# Frage zu Freesync und Displayport Kabel



## NobrainerX (23. Januar 2018)

Hallo zusammen,

ich hab mir die Woche einen neuen 27 Zoll 144HZ Monitor mit Freesync gekauft.
Ich hab schon gelesen, dass bei dem Monitor die mitgelieferten Kabel ziemlich bescheiden sein sollen
und ein neues Kabel gekauft werden sollte.

Allerdings finde ich kein einziges Displayport Kabel mit dem 1.2a Standard, sondern nur 1.2 oder 1.3

Benötige ich denn ein 1.2a Kabel oder würde folgendes Kabel auch funktionieren?

CSL - 3m DisplayPort Kabel 4k 60Hz Ultra HD |: Amazon.de: Elektronik

Danke schon mal im Voraus


----------



## DKK007 (23. Januar 2018)

1.2a hat nichts an der Übertragungsrate geändert. Und das alleine ist entscheidend. Du kannst natürlich gleich zum DP1.3 Kabel greifen, was eine höhere Übertragungsrate zulässt.


----------



## NobrainerX (24. Januar 2018)

Danke für die rasche Antwort.
Ok, das mit den Übertragungsraten war mir bewusst, nur hab ich mich gefragt, warum man dann überhaupt einen neuen Standard einführt,
wenn von diesem keinerlei Kabel zu kaufen sind. Mich zumindest hat das durchaus verwirrt und wenn ich so meine
Google Suche zu dem Thema bedenke, war ich da nicht der einzige.

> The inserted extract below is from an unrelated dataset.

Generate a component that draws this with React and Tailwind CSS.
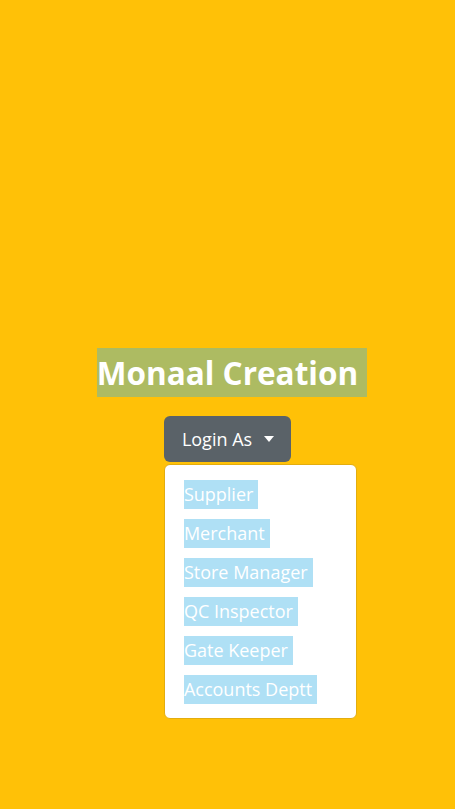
import React from 'react';

const roles = ['Supplier', 'Merchant', 'Store Manager', 'QC Inspector', 'Gate Keeper', 'Accounts Deptt'];

function App() {
  return (
    <div className="min-h-screen bg-[#ffc107] font-['Open_Sans',sans-serif] flex flex-col items-center pt-[348px]">
      <h1 className="ml-[9px] bg-[#adbb62] text-white font-bold text-[31.5px] leading-[49px] h-[49px] pr-[9px]">
        Monaal Creation
      </h1>

      <div className="relative mt-[19px]">
        <button className="flex items-center gap-3 h-[46px] pl-[18px] pr-[17px] bg-[#5a6268] text-white text-[18px] rounded-[6px]">
          Login As
          <span className="w-0 h-0 border-x-[5px] border-x-transparent border-t-[6px] border-t-white"></span>
        </button>

        <ul className="absolute left-0 top-[48px] w-[193px] bg-white border border-[#e3ad0f] rounded-[6px] pt-[15px] pb-[14px] pl-[19px] flex flex-col gap-[10px]">
          {roles.map(r => (
            <li key={r}>
              <span className="inline-block bg-[#afe0f5] text-white text-[18px] leading-[29px] pr-[5px]">{r}</span>
            </li>
          ))}
        </ul>
      </div>
    </div>
  );
}

export default App;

Also kann ich Deiner Meinung nach ein ganz normales 1.2 DP Kabel kaufen und damit wird Freesync 144Hz funktionieren?
Ich hab noch gelesen, dass man über 2Meter aufpassen muss, da es ab dieser Länge zu Verlusten und somit niedrigeren
Hz Zahlen kommen kann.
Dann müsste ja an sich obiges Kabel in der 2Meter Variante einwandfrei funktionieren.


----------



## JoM79 (24. Januar 2018)

Kann sein, muss aber nicht.
Kommt auch auf deine Auflösung an.
Bei FHD 144Hz wirst du weniger Probleme als bei WQHD 144Hz haben.
DP1.2a ist auch kein neuer Standard, sonder die Erweiterung um VRR.
An der Bandbreite im Vergleich zu DP1.2 ändert sich nichts.


----------



## DKK007 (25. Januar 2018)

NobrainerX schrieb:


> Ok, das mit den Übertragungsraten war mir bewusst, nur hab ich mich gefragt, warum man dann überhaupt einen neuen Standard einführt,
> wenn von diesem keinerlei Kabel zu kaufen sind.



Bei einem neuen Übertragungsstandard muss es nicht unbedingt Änderungen an den Kabeln geben. Es können auch Änderungen beim Protokoll sein. 
DP1.4 nutzt auch die gleich Technik wie DP1.3, komprimiert jedoch die Daten bei hohen Auflösungen.


----------



## NobrainerX (29. Januar 2018)

Scheinbar hab ich mit meinem DP Kabel das mitgeliefert wurde bisher Glück gehabt.
Sollte das doch zu Störungen neigen, werd ich mir wohl n 2Meter 1.2er Kabel kaufen und hoffen 
dass es funktioniert.

KabelDirekt 2m 4K 60HZ DisplayPort zu DisplayPort Kabel / Version 1.2 - TOP Series: Amazon.de: Heimkino, TV & Video

von Kabeldirekt hab ich bereits ein 7Meter HDMI Kabel zu meinem Fernseher gelegt, das seit 3 Jahren einwandfrei funktioniert.
Hoffe meine Markentreue wird in dem Fall dann belhnt


----------